There are still things to complain about: The wagon movement is too Tex Avery to fit the art style of the rest of the game, and at times the intense colors can cause the world to burn out the retina, losing detail. Some written passages in the Book of Rites are obtuse to a fault, even if they’re non-essential. You’ll spend a lot of time wondering why anyone wants to do the single thing everyone is striving so desperately to do: return to the Commonwealth. It seems like a shitty place.

There’s game’s need to give everyone a back story, a reason for their expulsion, a complication and a wrinkle. One of my favorite things about the game is that these aren’t always resolved - there’s just not enough time for everyone’s arc. This will potentially drive some players crazy, but I like it. To my mind, there are still too many moments when Character Development seems shoe-horned.

Firewardens!

The biggest criticism you could levy at Pyre is that it loses something in its own addictive loop. The game essentially moves from Rites Match to Exposition/Character Development to Rites Match… ad infinitum, until the game is over. This is a good loop, but it can wear on you in long play sessions. It makes the visual novel sections of Pyre start to feel a little too neat, too structured and expected.
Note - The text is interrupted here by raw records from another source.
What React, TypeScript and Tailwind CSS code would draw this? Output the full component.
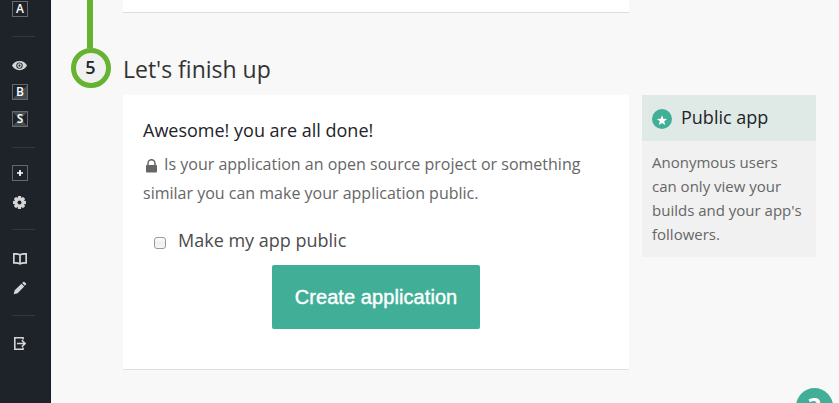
import type { ReactNode } from "react";

function Divider({ className }: { className: string }) {
  return <div className={`h-px w-[23px] shrink-0 bg-[#34393f] ${className}`} />;
}

function KeyBox({ children, className }: { children: ReactNode; className: string }) {
  return (
    <div
      className={`flex size-4 shrink-0 items-center justify-center border border-[#65696d] text-[12px] leading-none font-semibold text-white ${className}`}
    >
      {children}
    </div>
  );
}

function Sidebar() {
  return (
    <nav className="flex h-full w-[51px] shrink-0 flex-col border-r border-[#171b20] bg-[#1e2329] pt-px pl-3 text-[#d6d6d6]">
      <KeyBox className="bg-[#1e2329]">A</KeyBox>
      <Divider className="mt-[19px]" />
      <svg className="mt-6 h-[10px] w-[15px] shrink-0" viewBox="0 0 15 10">
        <path
          fill="currentColor"
          fillRule="evenodd"
          d="M7.500 0C11 0 13.800 2 15 4.600 13.800 7.200 11 9.200 7.500 9.200S1.200 7.200 0 4.600C1.200 2 4 0 7.500 0ZM7.500 1.400a3.200 3.200 0 1 0 0 6.400 3.200 3.200 0 0 0 0-6.400Z"
        />
        <path
          fill="currentColor"
          fillRule="evenodd"
          d="M7.500 2.300a2.300 2.300 0 1 0 0 4.600 2.300 2.300 0 0 0 0-4.600ZM7.500 3.500a1.100 1.100 0 1 1 0 2.200 1.100 1.100 0 0 1 0-2.200Z"
        />
      </svg>
      <KeyBox className="mt-[13px] bg-[conic-gradient(#1e2329_45deg,#454a4f_45deg_225deg,#1e2329_225deg)]">
        <span className="-mt-px">B</span>
      </KeyBox>
      <KeyBox className="mt-[11px] bg-[conic-gradient(#454a4f_45deg,#1e2329_45deg_135deg,#454a4f_135deg_225deg,#1e2329_225deg_315deg,#454a4f_315deg)]">
        <span className="-mt-px">S</span>
      </KeyBox>
      <Divider className="mt-5" />
      <KeyBox className="mt-[17px]">
        <svg className="size-[6px]" viewBox="0 0 6 6">
          <path d="M2.15 0h1.7v2.15H6v1.7H3.85V6h-1.7V3.85H0v-1.7h2.15Z" fill="#fff" />
        </svg>
      </KeyBox>
      <svg className="mt-[15px] ml-px size-[13px] shrink-0" viewBox="0 0 13 13">
        <g fill="currentColor">
          <rect x="4.800" y="0" width="3.400" height="13" rx=".7" />
          <rect x="4.800" y="0" width="3.400" height="13" rx=".7" transform="rotate(45 6.5 6.5)" />
          <rect x="4.800" y="0" width="3.400" height="13" rx=".7" transform="rotate(90 6.5 6.5)" />
          <rect x="4.800" y="0" width="3.400" height="13" rx=".7" transform="rotate(135 6.5 6.5)" />
          <circle cx="6.5" cy="6.5" r="5" />
        </g>
        <circle cx="6.5" cy="6.5" r="2" fill="#1e2329" />
      </svg>
      <Divider className="mt-5" />
      <svg className="mt-[23px] ml-px h-3 w-[14px] shrink-0" viewBox="0 0 14 12" fill="none" stroke="currentColor">
        <path
          strokeWidth="1.700"
          d="M7 1.8C5.5.8 3.500.7.8.8v9c2.700-.1 4.700 0 6.200 1.100 1.500-1.100 3.500-1.200 6.200-1.100v-9C10.500.7 8.500.8 7 1.800Zm0 0v9"
        />
      </svg>
      <svg className="mt-4 ml-[1px] size-[14px] shrink-0" viewBox="0 0 14 14" fill="currentColor">
        <path d="m.7 13.200 1-3.900 6.700-6.600 2.800 2.800-6.600 6.700ZM9.100 2 10.300.9q.6-.5 1.200 0l1.500 1.500q.5.600 0 1.200L11.900 4.800Z" />
      </svg>
      <Divider className="mt-5" />
      <svg className="mt-[21px] ml-[2px] h-[13px] w-3 shrink-0" viewBox="0 0 12 13" fill="none" stroke="currentColor">
        <path d="M9 2.500V.8H.8v11.400H9v-1.700" strokeWidth="1.600" />
        <path d="M3 6.500h8M7.800 3.300 11 6.500 7.800 9.700" strokeWidth="1.600" />
      </svg>
    </nav>
  );
}

function Step() {
  return (
    <div className="ml-5 flex w-10 shrink-0 flex-col items-center">
      <div className="h-12 w-[6px] -translate-x-px bg-[#65b32e]" />
      <div className="flex size-10 items-center justify-center rounded-full border-[5px] border-[#65b32e] bg-[#f1f1f1] pr-px pb-0.5 text-[18px] leading-none font-semibold text-[#22272c]">
        5
      </div>
    </div>
  );
}

function FinishCard() {
  return (
    <section className="flex h-[275px] flex-col border-b border-[#dedede] bg-white px-5 pt-[23px]">
      <h3 className="text-[18px] leading-6 text-[#1e2329]">Awesome! you are all done!</h3>
      <p className="mt-2 text-[16px] leading-[29px] whitespace-nowrap text-[#666]">
        <svg className="mr-[7px] ml-[3px] inline-block h-[14px] w-[11px] align-[-3px]" viewBox="0 0 11 14">
          <path d="M2 6V4.200a3.500 3.500 0 0 1 7 0V6" fill="none" stroke="#666" strokeWidth="1.500" />
          <rect y="6" width="11" height="7.500" rx=".8" fill="#666" />
        </svg>
        Is your application an open source project or something
        <br />
        similar you can make your application public.
      </p>
      <label className="mt-5 flex h-6 items-center pl-[11px] text-[18px] leading-6 text-[#4c4c4c]">
        <input
          type="checkbox"
          className="mt-[6px] mr-3 size-3 appearance-none rounded-[3px] border border-[#999] bg-linear-to-b from-white via-[#eee] to-[#f8f8f8]"
        />
        <span>Make my app public</span>
      </label>
      <button className="mt-[13px] ml-[129px] h-16 w-[208px] shrink-0 rounded-[2px] bg-[#41af98] font-['Liberation_Sans',sans-serif] text-[20px] tracking-[0.08px] text-white [-webkit-text-stroke:0.4px_white]">
        Create application
      </button>
    </section>
  );
}

function PublicAside() {
  return (
    <aside className="mt-[95px] ml-[13px] h-[162px] w-[174px] shrink-0 bg-[#f1f1f1]">
      <header className="flex h-[46px] items-center bg-[#dfeae6] pl-[10px] text-[18px] text-[#1e2329]">
        <svg className="mt-[2px] mr-[10px] size-5" viewBox="0 0 20 20">
          <circle cx="10" cy="10" r="10" fill="#41af98" />
          <path
            fill="#fff"
            d="m10 6.300 1.350 3.500 3.800.2-2.950 2.350 1 3.650L10 13.950 6.800 16l1-3.650L4.850 10l3.800-.2Z"
          />
        </svg>
        <span className="-mt-px -ml-px">Public app</span>
      </header>
      <p className="pt-[9px] pl-[10px] text-[15px] leading-6 whitespace-nowrap text-[#666]">
        Anonymous users
        <br />
        can only view your
        <br />
        builds and your app's
        <br />
        followers.
      </p>
    </aside>
  );
}

export default function App() {
  return (
    <div className="relative flex h-[403px] w-[839px] overflow-hidden bg-[#f8f8f8] font-['Open_Sans',sans-serif]">
      <Sidebar />
      <Step />
      <main className="ml-3 w-[506px] shrink-0">
        <div className="h-[13px] border-b border-[#dedede] bg-white" />
        <h2 className="flex h-[82px] items-center pt-[30px] text-[23px] leading-none text-[#333]">Let's finish up</h2>
        <FinishCard />
      </main>
      <PublicAside />
      <button className="absolute top-[388px] left-[796px] size-[37px] rounded-full bg-[#41af98] text-[25px] leading-[33px] font-bold text-white">
        ?
      </button>
    </div>
  );
}
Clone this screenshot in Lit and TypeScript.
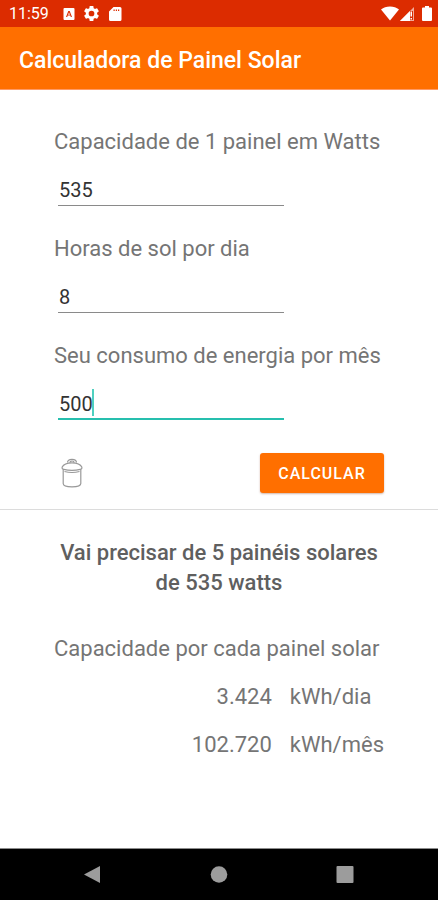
import { LitElement, html, css, svg } from "lit";
import { customElement, state } from "lit/decorators.js";

interface Field {
  id: string;
  label: string;
  value: string;
}

@customElement("status-bar")
class StatusBar extends LitElement {
  static styles = css`
    :host {
      display: flex;
      align-items: center;
      height: 27px;
      padding: 0 6px 0 9px;
      background: #dc2c00;
      color: #fff;
      font-size: 16px;
      line-height: 29px;
    }
    .notes {
      display: flex;
      align-items: center;
      gap: 9px;
      margin-left: 14px;
    }
    .signals {
      display: flex;
      align-items: center;
      margin-left: auto;
    }
    svg {
      display: block;
    }
    .battery {
      margin-left: 7px;
    }
  `;

  render() {
    return html`
      <span>11:59</span>
      <div class="notes">
        <svg width="12" height="14" viewBox="0 0 12 14">
          <path fill="#fff" fill-rule="evenodd" d="M1.500 1h9A1 1 0 0 1 11.500 2v10a1 1 0 0 1-1 1h-9A1 1 0 0 1 .5 12V2a1 1 0 0 1 1-1zM5.300 4 3 10h1.200l.5-1.400h2.600L7.800 10H9L6.700 4zM6 5.300l.9 2.400H5.100z" />
        </svg>
        <svg width="15" height="15" viewBox="2 2 20 20">
          <path fill="#fff" fill-rule="evenodd" d="M19.430 12.980c.04-.32.07-.64.07-.98s-.03-.66-.07-.98l2.110-1.650c.19-.15.24-.42.12-.64l-2-3.460c-.12-.22-.39-.3-.61-.22l-2.490 1c-.52-.4-1.080-.73-1.690-.98l-.38-2.650C14.460 2.180 14.250 2 14 2h-4c-.25 0-.46.18-.49.42l-.38 2.650c-.61.25-1.170.59-1.690.98l-2.490-1c-.23-.09-.49 0-.61.22l-2 3.460c-.13.22-.07.49.12.64l2.110 1.650c-.04.32-.07.65-.07.98s.03.66.07.98l-2.110 1.650c-.19.15-.24.42-.12.64l2 3.460c.12.22.39.3.61.22l2.490-1c.52.4 1.080.73 1.690.98l.38 2.650c.03.24.24.42.49.42h4c.25 0 .46-.18.49-.42l.38-2.650c.61-.25 1.170-.59 1.690-.98l2.490 1c.23.09.49 0 .61-.22l2-3.460c.12-.22.07-.49-.12-.64zM12 15.800a3.800 3.800 0 1 1 0-7.600 3.800 3.800 0 0 1 0 7.600z" />
        </svg>
        <svg width="14" height="16" viewBox="0 0 14 16">
          <path fill="#fff" fill-rule="evenodd" d="M5.500 1H12a1.500 1.500 0 0 1 1.500 1.500v11A1.500 1.500 0 0 1 12 15H2.500A1.500 1.500 0 0 1 1 13.500V5.500zM5.500 3.500V5h1.200V3.500zM7.800 3.500V5H9V3.500zM10 3.500V5h1.200V3.500z" />
        </svg>
      </div>
      <div class="signals">
        <svg width="18" height="15" viewBox="0 0 18 15">
          <path fill="#fff" d="M9 14.500 0 3.600C2.400 1.500 5.500.5 9 .5s6.600 1 9 3.100z" />
        </svg>
        <svg width="16" height="15" viewBox="0 0 16 15">
          <path fill="#fff" fill-opacity=".6" d="M15 1v14H1z" />
          <path fill="#fff" d="M11 5v10H1z" />
          <path fill="#dc2c00" d="M11 5h3v9h-3z" />
          <path fill="#fff" d="M11.500 5.500H13v5h-1.500zM11.500 12H13v1.500h-1.500z" />
        </svg>
        <svg class="battery" width="10" height="15" viewBox="0 0 10 15">
          <path fill="#fff" d="M3 0h4v1.500h2a1 1 0 0 1 1 1V14a1 1 0 0 1-1 1H1a1 1 0 0 1-1-1V2.500a1 1 0 0 1 1-1h2z" />
        </svg>
      </div>
    `;
  }
}

@customElement("nav-bar")
class NavBar extends LitElement {
  static styles = css`
    :host {
      display: flex;
      justify-content: center;
      gap: 86px;
      height: 51px;
      border-top: 1px solid #8c8c8c;
      background: #000;
    }
    button {
      display: flex;
      align-items: center;
      justify-content: center;
      width: 40px;
      padding: 0;
      border: 0;
      background: none;
    }
  `;

  render() {
    const shapes = [
      { name: "Voltar", shape: svg`<path d="M0 9.500 16 1v17z" />` },
      { name: "Início", shape: svg`<circle cx="9" cy="9.500" r="8.300" />` },
      { name: "Recentes", shape: svg`<rect x="0.500" y="1" width="17" height="17" rx="1" />` },
    ];
    return shapes.map(
      (s) => html`<button aria-label=${s.name}>
        <svg width="18" height="19" viewBox="0 0 18 19" fill="#9c9c9c">${s.shape}</svg>
      </button>`
    );
  }
}

@customElement("app-root")
class AppRoot extends LitElement {
  @state() private fields: Field[] = [
    { id: "capacidade", label: "Capacidade de 1 painel em Watts", value: "535" },
    { id: "horas", label: "Horas de sol por dia", value: "8" },
    { id: "consumo", label: "Seu consumo de energia por mês", value: "500" },
  ];
  @state() private active = "consumo";

  static styles = css`
    :host {
      display: flex;
      flex-direction: column;
      min-height: 100vh;
      background: #fff;
      color: #757575;
      font-family: Roboto, "Liberation Sans", sans-serif;
    }
    h1 {
      margin: 0;
      padding: 5px 19px 0;
      background: #ff6f00;
      border-bottom: 1px solid #ff9a66;
      color: #fff;
      font-size: 23px;
      font-weight: 500;
      line-height: 57px;
    }
    main {
      flex: 1;
    }
    form {
      padding: 37px 54px 16px;
      border-bottom: 1px solid #dcdcdc;
    }
    .field {
      display: flex;
      flex-direction: column;
      gap: 15px;
      margin-bottom: 28px;
    }
    label,
    .results {
      font-size: 22px;
      font-weight: 400;
      line-height: 30px;
    }
    label {
      white-space: nowrap;
    }
    .entry {
      position: relative;
      width: 226px;
      margin-left: 4px;
    }
    input {
      display: block;
      box-sizing: border-box;
      width: 100%;
      height: 34px;
      padding: 2px 0 0 1px;
      border: 0;
      border-bottom: 1px solid #8a8a8a;
      outline: 0;
      background: none;
      color: #333;
      font-family: inherit;
      font-size: 20px;
      font-weight: 400;
      caret-color: transparent;
    }
    .active input {
      padding-top: 3px;
      border-bottom: 2px solid #26bfae;
    }
    .caret {
      position: absolute;
      top: 3px;
      left: 34px;
      width: 2px;
      height: 27px;
      background: #4fd0c0;
    }
    .actions {
      display: flex;
      justify-content: space-between;
      align-items: center;
      margin-top: 33px;
    }
    button {
      padding: 0;
      border: 0;
      background: none;
      font-family: inherit;
    }
    .clear {
      display: flex;
      justify-content: center;
      width: 36px;
    }
    .calc {
      width: 124px;
      height: 40px;
      border-radius: 3px;
      background: #ff6f00;
      box-shadow: 0 1px 2px rgba(120, 40, 0, 0.35);
      color: #fff;
      font-size: 16px;
      font-weight: 500;
      letter-spacing: 1px;
    }
    .results {
      padding: 28px 54px;
    }
    h2 {
      margin: 0 0 36px;
      color: #5f5f5f;
      font-size: 22px;
      font-weight: 500;
      line-height: 30px;
      text-align: center;
    }
    table {
      margin-left: auto;
      border-spacing: 0;
    }
    td {
      padding: 18px 0 0 18px;
    }
    .amount {
      text-align: right;
    }
  `;

  render() {
    return html`
      <status-bar></status-bar>
      <h1>Calculadora de Painel Solar</h1>
      <main>
        <form @submit=${(e: Event) => e.preventDefault()}>
          ${this.fields.map(
            (f) => html`<div class="field ${f.id === this.active ? "active" : ""}">
              <label for=${f.id}>${f.label}</label>
              <div class="entry">
                <input id=${f.id} inputmode="numeric" .value=${f.value} @focus=${() => (this.active = f.id)} />
                ${f.id === this.active ? html`<span class="caret"></span>` : ""}
              </div>
            </div>`
          )}
          <div class="actions">
            <button class="clear" type="button" aria-label="Limpar">
              <svg width="22" height="30" viewBox="0 0 22 30" fill="none" stroke="#999" stroke-width="1.200">
                <path d="M6.500 4.500c0-2 1.500-3.200 4.500-3.200s4.500 1.200 4.500 3.200M9 4.800c0-1.200.8-1.800 2-1.800s2 .6 2 1.800" />
                <path d="M1.200 9C2.500 6.300 6 4.800 11 4.800S19.500 6.300 20.800 9c.4 1.400-.2 2.100-1.500 2.400-4.700 1-11.900 1-16.600 0C1.400 11.100.8 10.400 1.200 9z" />
                <path d="M2.200 12v13.500c0 2.200 3.500 3.300 8.800 3.300s8.800-1.100 8.800-3.300V12M3.500 13.500c4.500 1.200 10.500 1.200 15 0" />
              </svg>
            </button>
            <button class="calc" type="submit">CALCULAR</button>
          </div>
        </form>
        <section class="results">
          <h2>Vai precisar de 5 painéis solares de 535 watts</h2>
          <div>Capacidade por cada painel solar</div>
          <table>
            <tr><td class="amount">3.424</td><td>kWh/dia</td></tr>
            <tr><td class="amount">102.720</td><td>kWh/mês</td></tr>
          </table>
        </section>
      </main>
      <nav-bar></nav-bar>
    `;
  }
}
Still, this is a minor complaint, and an easy fix: Pyre is designed for short-term play, a match or two and then a rest. You may be tempted to binge, but don’t.

Pyre is a deceptively deep set of systems wrapped in a wonderful story. It’s themes are incisive and pertinent (just look at how many teams are bastardized versions of their founding Scribe’s beliefs), and it knows how to lean into its strongest selling point: Characters you will love, miss and think on long after they are gone.